Le premier bombardement de
Noyen, dans la première dizaine de juin 1944, nous a un peu surpris, mais nous
avons pensé à une erreur puisque les voies de chemin de fer étaient coupées à
Sablé et au Mans. Le deuxième survint dix jours après. En 3 minutes, 580 bombes
(plus celles tombées dans la rivière). Il s’est étendu du début du canal jusque
de l’autre côté de Lainor, sur une largeur de 200 mètres. Pas une bombe ne
toucha le pont, mais ce coup là, nous avons eu un peu d’émotion dans la famille
et c’est vraiment un miracle qu’il n’y eut que 4 tués à Noyen.

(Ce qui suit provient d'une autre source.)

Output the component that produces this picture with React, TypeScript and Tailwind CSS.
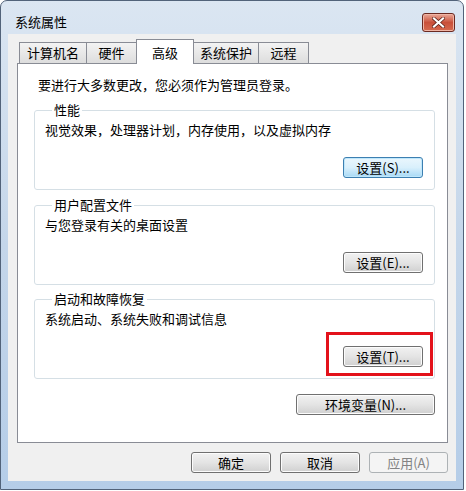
import type { ReactNode } from "react"

type BtnProps = {
  children: ReactNode
  variant?: "normal" | "default" | "disabled"
  className?: string
}

function Btn({ children, variant = "normal", className = "" }: BtnProps) {
  const look =
    variant === "default"
      ? "border-[#3c7fb1] bg-gradient-to-b from-[#eaf6fd] via-[#d9f0fc] to-[#a7d9f5] shadow-[inset_0_0_0_1px_#bfe7fb]"
      : variant === "disabled"
        ? "border-[#adb2b5] bg-[#f4f4f4] text-[#838383]"
        : "border-[#707070] bg-gradient-to-b from-[#f2f2f2] via-[#e4e4e4] to-[#d0d0d0] shadow-[inset_0_0_0_1px_#fcfcfc]"
  return (
    <div
      className={`h-[21px] flex items-center justify-center rounded-[3px] border leading-none ${look} ${className}`}
    >
      {children}
    </div>
  )
}

function Tab({ label, active = false, className = "" }: { label: string; active?: boolean; className?: string }) {
  if (active) {
    return (
      <div
        className={`relative z-10 -mb-px h-[25px] flex items-start justify-center pt-[3px] border border-b-0 border-[#898c95] bg-white ${className}`}
      >
        {label}
      </div>
    )
  }
  return (
    <div
      className={`h-[21px] flex items-center justify-center border border-b-0 border-[#898c95] bg-gradient-to-b from-[#f3f3f3] to-[#dddddd] ${className}`}
    >
      {label}
    </div>
  )
}

function Group({ title, desc, children }: { title: string; desc: string; children: ReactNode }) {
  return (
    <fieldset className="border border-[#d5dfe5] rounded-[3px] pl-[10px] pr-[11px] pt-[4px] pb-[11px]">
      <legend className="ml-[7px] px-[2px] leading-[16px]">{title}</legend>
      <div className="leading-[16px]">{desc}</div>
      <div className="mt-[19px] flex justify-end">{children}</div>
    </fieldset>
  )
}

export default function App() {
  return (
    <div className="w-[466px] h-[491px] bg-white text-[13px] text-black font-['Noto_Sans_CJK_SC','Noto_Sans',sans-serif]">
      <div className="w-[464px] h-[490px] flex flex-col rounded-t-[7px] border border-[#52637a] bg-gradient-to-b from-[#dbe6f2] via-[#c4d6ea] to-[#b5cde8] overflow-hidden">
        {/* title bar */}
        <div className="h-[34px] flex items-start justify-between pl-[14px] pr-[8px]">
          <span className="mt-[13px] leading-[16px]">系统属性</span>
          <div className="mt-[12px] w-[33px] h-[19px] flex items-center justify-center rounded-[3px] border border-[#6b2a22] bg-gradient-to-b from-[#e9a99a] via-[#c9503a] to-[#d66a4f] shadow-[inset_0_0_0_1px_#f0b5a5]">
            <svg width="13" height="11" viewBox="0 0 13 11">
              <path d="M2 1.5 L11 9.5 M11 1.5 L2 9.5" stroke="#5a1f16" strokeWidth="3.6" strokeLinecap="square" />
              <path d="M2 1.5 L11 9.5 M11 1.5 L2 9.5" stroke="#ffffff" strokeWidth="2.2" strokeLinecap="square" />
            </svg>
          </div>
        </div>

        {/* body */}
        <div className="flex-1 mx-[7px] mb-[8px] bg-[#f0f0f0] flex flex-col pl-[9px] pr-[8px] pt-[5px] pb-[8px]">
          <div className="h-[24px] flex items-end pl-[2px]">
            <Tab label="计算机名" className="w-[68px]" />
            <Tab label="硬件" className="w-[51px] -ml-px" />
            <Tab label="高级" active className="w-[58px] -ml-px" />
            <Tab label="系统保护" className="w-[66px] -ml-px" />
            <Tab label="远程" className="w-[51px] -ml-px" />
          </div>

          <div className="h-[380px] border border-[#898c95] bg-white pl-[16px] pr-[12px] pt-[13px]">
            <div className="pl-[4px] leading-[16px]">要进行大多数更改，您必须作为管理员登录。</div>

            <div className="mt-[9px]">
              <Group title="性能" desc="视觉效果，处理器计划，内存使用，以及虚拟内存">
                <Btn variant="default" className="w-[80px]">设置(S)...</Btn>
              </Group>
            </div>

            <div className="mt-[7px]">
              <Group title="用户配置文件" desc="与您登录有关的桌面设置">
                <Btn className="w-[80px]">设置(E)...</Btn>
              </Group>
            </div>

            <div className="mt-[6px]">
              <Group title="启动和故障恢复" desc="系统启动、系统失败和调试信息">
                <div className="relative">
                  <Btn className="w-[80px]">设置(T)...</Btn>
                  <div className="absolute -left-[17px] -right-[10px] -top-[14px] -bottom-[9px] border-[3px] border-[#e3121b]" />
                </div>
              </Group>
            </div>

            <div className="mt-[15px] flex justify-end">
              <Btn className="w-[139px]">环境变量(N)...</Btn>
            </div>
          </div>

          <div className="mt-[9px] flex justify-end gap-[9px]">
            <Btn className="w-[80px]">确定</Btn>
            <Btn className="w-[80px]">取消</Btn>
            <Btn variant="disabled" className="w-[79px]">应用(A)</Btn>
          </div>
        </div>
      </div>
    </div>
  )
}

Nous sommes alors allés nous
installer à la Baluère. Monsieur De la Taille avait mis à notre disposition
deux pièces dans les dépendances. Nous y avons séjourné, votre mère, la
grand-mère Blé, Geo et moi pendant deux mois. Nous avons assisté de là-bas au
troisième bombardement de Noyen. Cela ne fait pas du tout le même effet que
quand on est dessous.
La libération de Noyen s’est
faite le 6 août 1944 sans casse. Les Allemands avaient miné la route de
Malicorne et les quelques troupes qui s’y trouvaient s’étaient éclipsées. Les
Américains attendus sur la route de Sablé sont arrivés par Hierray, Tassé et
sont remontés par la route de Fercé. A Hierray, quelques SS ont voulu barrer la
route aux Américains mais ils ont été transformés en passoire en quelques
secondes. La route de Hierray n’était pas goudronnée à ce moment là et, de la
Baluère, nous voyions un énorme nuage de poussière. Les troupes ont passé Noyen
sans encombre et ont trouvé à Vaulogers une unité de chars Allemands sans
liaison avec les autres troupes ; surpris, ils ont été hachés à coups de canon.
C’est le seul fait saillant de la libération.